The RIALTO research intelligence system

RIALTO is a new research intelligence system that we are building to analyze data and present actionable information to help deans, department heads, and research administrators make informed decisions about publications, collaborations and funding. This system harvests data from the university’s user profile system, grants API, Web of Science and integrates these streams through a ETL pipeline and persists data in a triple-store, thus enabling complex graph queries. RIALTO is build as a highly scalable, cloud native system, using a collection of AWS services. It leverages a number of open source projects including Blacklight, Traject and VueJS to visualize and organize data to the users. This presentation offers the Code4Lib community an update on all aspects of the project. We will show:

an overview of the application and the features and functionality it supports, including the ease of deploying it to the cloud * the data architecture we’ve designed to meet our goals * how the APIs we consume are not particularly well suited for big data * how we are working with the Blacklight community to add new functionality and have been inspired by the VIVO community

FOLIO Update: Review of the current state and what’s on the roadmap for first implementers

FOLIO’s design puts the “platform” in “library services platform” and this year the first implementers are putting it into production. See what the system looks like in mid-February 2019 and hear what is on the roadmap for the rest of the year. It’s APIs all of the way down: everything from initializing the first tenant on the platform to upgrading the circulation business logic module to adding a line in an order is handled with a well-defined, versioned RESTful API. Not interested in replacing your ILS? FOLIO can be your path to offering new services that your ILS can’t do. What new service could you create if the details of handling patrons, setting item statuses, and registering/cataloging new content was handled by modules you could extend? The community of developers and library experts has grown dramatically since Sebastian Hammer first introduced what would be come FOLIO in his 2016 Code4Lib talk “Constructive disintegration – re-imagining the library platform as microservices”. Hear how the microservices platform concepts have matured and what it means for services in your library.

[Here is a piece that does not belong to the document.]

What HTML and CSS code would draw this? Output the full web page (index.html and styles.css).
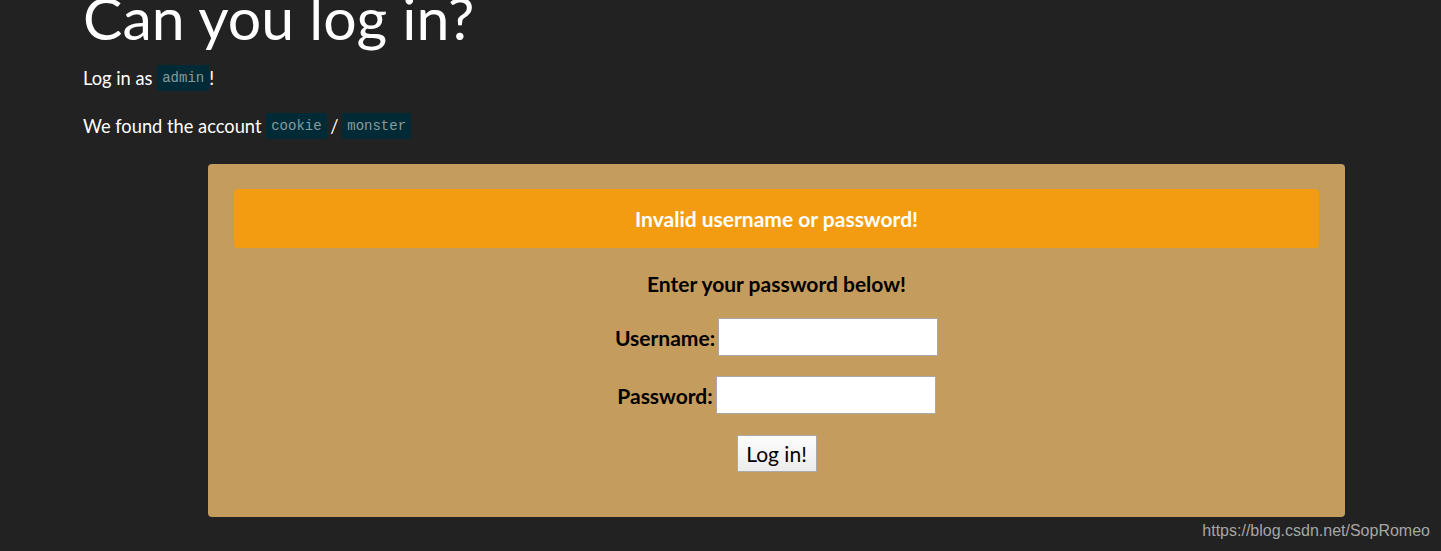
FILE: index.html
```html
<!DOCTYPE html>
<html>
<head>
<meta charset="utf-8">
<link rel="stylesheet" href="styles.css">
</head>
<body>
<div class="page">
  <h1 class="title">Can you log in?</h1>
  <p class="line">Log in as <code class="code">admin</code>!</p>
  <p class="line">We found the account <code class="code">cookie</code> <span class="slash">/</span> <code class="code">monster</code></p>
  <div class="panel">
    <div class="alert">Invalid username or password!</div>
    <p class="prompt">Enter your password below!</p>
    <form class="form">
      <div class="row"><label class="label">Username:</label> <input class="input" type="text"></div>
      <div class="row"><label class="label">Password:</label> <input class="input" type="password"></div>
      <div class="row"><button class="btn" type="button">Log in!</button></div>
    </form>
  </div>
</div>
<div class="watermark">https://blog.csdn.net/SopRomeo</div>
</body>
</html>
```
FILE: styles.css
```css
html, body {
  margin: 0;
  padding: 0;
  background: #222222;
  height: 100%;
  overflow: hidden;
}
body {
  font-family: Lato, "Open Sans", sans-serif;
  color: #ffffff;
  position: relative;
}
.page {
  padding-left: 83px;
}
.title {
  margin: -13px 0 12px 0;
  font-size: 59px;
  font-weight: 400;
  line-height: 62px;
}
.line {
  font-size: 18.3px;
  margin: 0;
  line-height: 26px;
  height: 48px;
  padding-top: 4px;
  box-sizing: border-box;
}
.slash {
  margin: 0 -1px;
}
.code {
  display: inline-block;
  background: #002b36;
  color: #8a9a9a;
  font-family: "Liberation Mono", "DejaVu Sans Mono", monospace;
  font-size: 14px;
  line-height: 26px;
  padding: 0 5px;
  vertical-align: top;
}
.panel {
  margin-left: 125px;
  margin-top: 7px;
  width: 1137px;
  height: 353px;
  box-sizing: border-box;
  background: #c49c5e;
  border-radius: 4px;
  padding: 25px 26px;
  color: #000;
  text-align: center;
}
.alert {
  background: #f39c12;
  border-radius: 4px;
  height: 59px;
  line-height: 59px;
  color: #fff;
  font-weight: 700;
  font-size: 21px;
}
.prompt {
  margin: 22px 0 0 0;
  font-size: 21px;
  font-weight: 700;
  line-height: 28px;
}
.form {
  margin-top: 20px;
}
.row {
  display: flex;
  justify-content: center;
  align-items: center;
  gap: 3px;
  height: 38px;
  margin-bottom: 20px;
}
.label {
  font-size: 21px;
  font-weight: 700;
}
.input {
  width: 220px;
  height: 38px;
  box-sizing: border-box;
  border: 1px solid #a9a9a9;
  background: #fff;
  margin: 0;
}
.btn {
  font-family: Lato, sans-serif;
  font-size: 21px;
  color: #000;
  height: 37px;
  width: 80px;
  padding: 0;
  border: 1px solid #aaa;
  background: linear-gradient(#fdfdfd, #ececec);
  margin: 0;
}
.watermark {
  position: absolute;
  right: 11px;
  top: 522px;
  font-family: "Liberation Sans", Arial, sans-serif;
  font-size: 16px;
  color: #a6a6a6;
}
```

A two way street: vendor and library collaboration

The role of libraries in the product development process is now more prevalent than ever before. Customers using Ex Libris services can not only share code with each other through various vendor-supported channels, but customers also help Ex Libris prioritize and work on new feature enhancements, bug fixes, content coverage, and broad strategic initiatives. This session will highlight the contributions of the user community to Ex Libris product development lifecycle. Special attention will focus on a recent collaborative initiative – Primo Studio – an online tool for customizing the user interface and for sharing add-ons and user interface elements contributed by community members.

Algorithm Bias Study

Recent discourse in information literacy has raised questions about bias in the Google search algorithm. In our study, we consider whether pedagogy that raises awareness about how databases are designed by humans with pre-existing biases should be an important aspect of how librarians teach information literacy. As a first step in this process of developing information literacy modules for students about algorithmic bias, we surveyed computer science and engineering student population for their current perceptions about search engine and “big-data” algorithms. We will introduce the topic with a short summary of the book Algorithms of Oppression (2018) by Safiya Noble, present our preliminary findings and lessons learned, and conclude with proposed pathways for future research.

Providing Computational Access to Records of American Capital Punishment

This talk will overview a two-year project to digitize and expose data from the most complete collection on American executions using the open architectures of Hyrax and Arclight. We’ll show how connecting data to digital source material provides important context for executions with limited or conflicting documentation, and allows for significant additions to the known set of executions that alters the overall makeup of the collection. This talk will discuss the challenges of presenting this material transparently and empathetically, and show how Linked Data can actually work to undermine these goals. Finally, we’ll discuss how this project will support computational access to all archival materials at our repository, and overview the ongoing challenges we face implementing and maintaining complex tools at a mid-size institution.

You're doing it wrong... you can do so much more with that!

I am proposing a talk that will show you how a library adopted traditional IT software and expanded it beyond its original design scope and how it helped us become a better team. As a fully digital library, we implemented Atlassian’s Service Desk as a conjoined library + Library IT system. Out of the box Service Desk is designed to serve the dominant needs and purposes of an IT ticketing system but it can do so much more and I aim to show you how. With software that is built around for a Dev+Ops culture it allowed us to utilize the best parts of these cultures and processes to enhance how we manage our work and it helped us become a better cohesive organization and work better as a team.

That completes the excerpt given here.